When it comes to voter participation, New York is one of the worst states in the nation.

"New York has some of the lowest turnout in the country," Democratic consultant Nomiki Konst said. "Under presidential primaries, it's the second-lowest turnout, just above Louisiana."

In the wake of the 2016 presidential election, the Democratic National Committee created a commission to focus on increasing voter turnout.

In a tough report, the commission found that even registering to vote in New York can be confusing.

"We have so many different registration deadlines that's preventing as many as 2.8 million people from voting," Konst says. "This is self-inflicted voter suppression by the New York State Democratic Party, who could change the rules so that all of the deadlines are on the closest day to the election — the closest deadline to the election. Right now, they are scattered as far back as a year-and-a half before the election."

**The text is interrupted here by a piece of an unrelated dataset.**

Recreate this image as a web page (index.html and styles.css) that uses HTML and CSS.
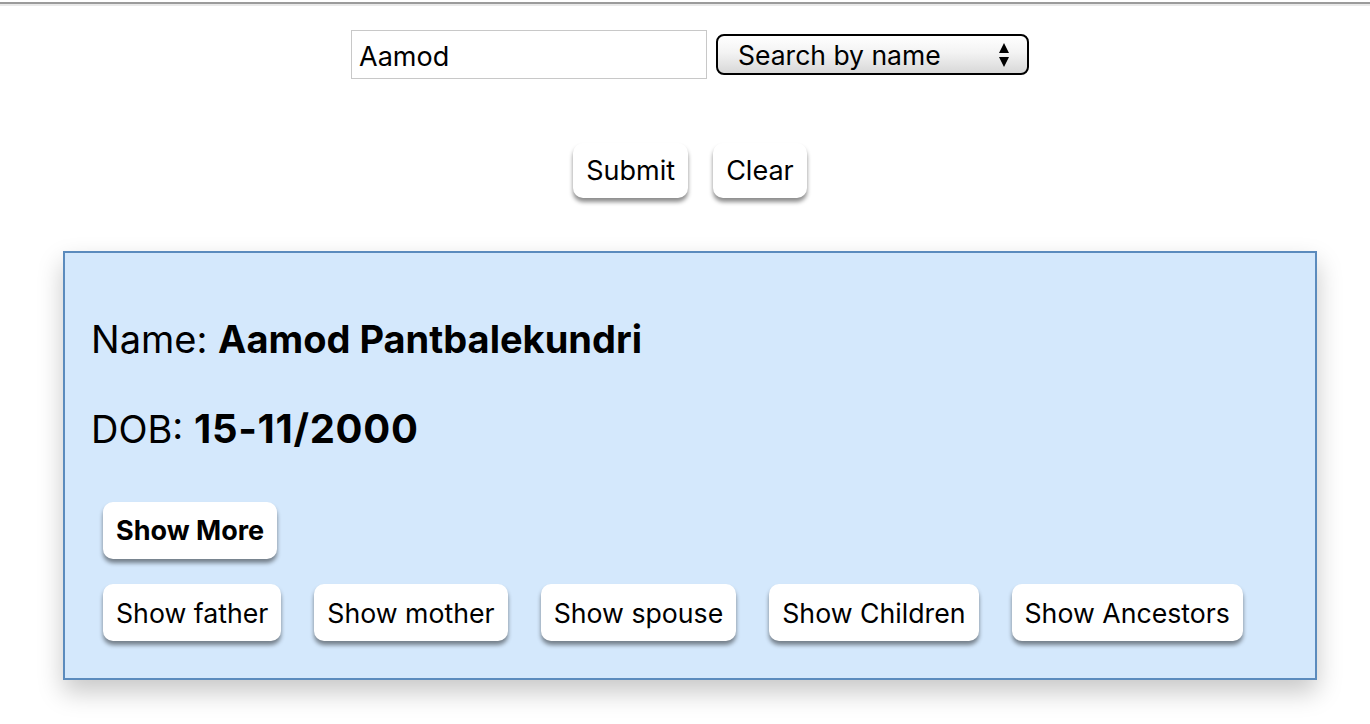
FILE: index.html
```html
<!DOCTYPE html>
<html>
<head>
<meta charset="utf-8">
<link rel="stylesheet" href="styles.css">
</head>
<body>
<div class="topline"></div>
<main class="page">
  <form class="search">
    <div class="search-row">
      <input class="name-input" type="text" value="Aamod">
      <div class="select-wrap">
        <select class="mode-select">
          <option>Search by name</option>
        </select>
        <svg class="select-arrows" width="10" height="26" viewBox="0 0 10 26"><path d="M5 1 L10 11 H0 Z M0 15 H10 L5 25 Z" fill="#000"/></svg>
      </div>
    </div>
    <div class="action-row">
      <button type="button" class="btn btn-submit">Submit</button>
      <button type="button" class="btn btn-clear">Clear</button>
    </div>
  </form>
  <section class="card">
    <p class="field field-name">Name: <b>Aamod Pantbalekundri</b></p>
    <p class="field field-dob">DOB: <b class="dob-value">15-11/2000</b></p>
    <div class="more-row">
      <button type="button" class="btn btn-bold">Show More</button>
    </div>
    <div class="rel-row">
      <button type="button" class="btn">Show father</button>
      <button type="button" class="btn">Show mother</button>
      <button type="button" class="btn">Show spouse</button>
      <button type="button" class="btn">Show Children</button>
      <button type="button" class="btn">Show Ancestors</button>
    </div>
  </section>
</main>
</body>
</html>
```
FILE: styles.css
```css
html, body {
  margin: 0;
  padding: 0;
  background: #fff;
}
body {
  font-family: Inter, "Liberation Sans", sans-serif;
  color: #000;
  min-height: 724px;
}
.topline {
  margin-top: 2px;
  height: 2px;
  background: #9b9b9b;
  border-bottom: 2px solid #e9e9e9;
}
.page {
  padding-left: 10px;
  padding-bottom: 44px;
}
.search {
  display: flex;
  flex-direction: column;
  align-items: center;
}
.search-row {
  display: flex;
  align-items: center;
  gap: 9px;
  margin-top: 24px;
}
.name-input {
  box-sizing: border-box;
  width: 356px;
  height: 49px;
  border: 1px solid #c8c8c8;
  padding: 4px 7px 0;
  font-family: Inter, sans-serif;
  font-size: 27px;
  color: #000;
  outline: none;
}
.select-wrap {
  position: relative;
}
.mode-select {
  appearance: none;
  -webkit-appearance: none;
  box-sizing: border-box;
  width: 313px;
  height: 41px;
  border: 2px solid #000;
  border-radius: 8px;
  background: linear-gradient(#ffffff, #f3f3f3 45%, #d8d8d8);
  font-family: Inter, sans-serif;
  font-size: 26.5px;
  color: #000;
  padding: 0 0 0 20px;
}
.select-arrows {
  position: absolute;
  right: 20px;
  top: 8px;
}
.action-row {
  display: flex;
  gap: 25px;
  margin-top: 64px;
}
.btn {
  box-sizing: border-box;
  height: 55px;
  padding: 0 13px;
  background: #fff;
  border: none;
  border-radius: 10px;
  box-shadow: 0 4px 4px rgba(0, 0, 0, 0.45);
  font-family: Inter, sans-serif;
  font-size: 27px;
  color: #000;
}
.card {
  box-sizing: border-box;
  width: 1254px;
  margin: 53px 0 0 53px;
  padding: 63px 26px 37px;
  background: #d4e8fc;
  border: 2px solid #5b8bbd;
  box-shadow: 0 12px 24px rgba(0, 0, 0, 0.22);
}
.field {
  margin: 0;
  font-size: 38px;
  line-height: 46px;
}
.field-name {
  margin-bottom: 44px;
}
.field b {
  font-weight: 700;
}
.dob-value {
  font-size: 40px;
  letter-spacing: 0.7px;
}
.more-row {
  margin: 50px 0 0 12px;
}
.rel-row {
  display: flex;
  gap: 33px;
  margin: 25px 0 0 12px;
}
.more-row .btn,
.rel-row .btn {
  height: 57px;
}
.rel-row .btn {
  font-size: 26.7px;
}
.btn-bold {
  font-weight: 700;
}
```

Geoff Berman, the executive director of the state Democratic Party, declined to comment on the report's findings.

Gov. Andrew Cuomo is focusing less on creating a unified primary date and instead setting his sights on other initiatives, including early voting and same-day registration. New York is one of only 13 states not to allow early voting.

But that's the bigger picture. Right now, critics say, New York Democratic officials could make at least one easy fix by having one registration day for the primary.

"The New York State Democratic party can change the deadline dates on their own," Konst said. "They don't have to go through the legislative process."

For the first time this year, Cuomo put money in his Executive Budget to institute early voting in New York State.

But the final budget must still be negotiated by the Cuomo and the two legislative leaders, including the Republican Senate Majority Leader.

Republicans have traditionally been against increasing access to the polls; Democrats outnumber Republicans 3-to-1 in New York State.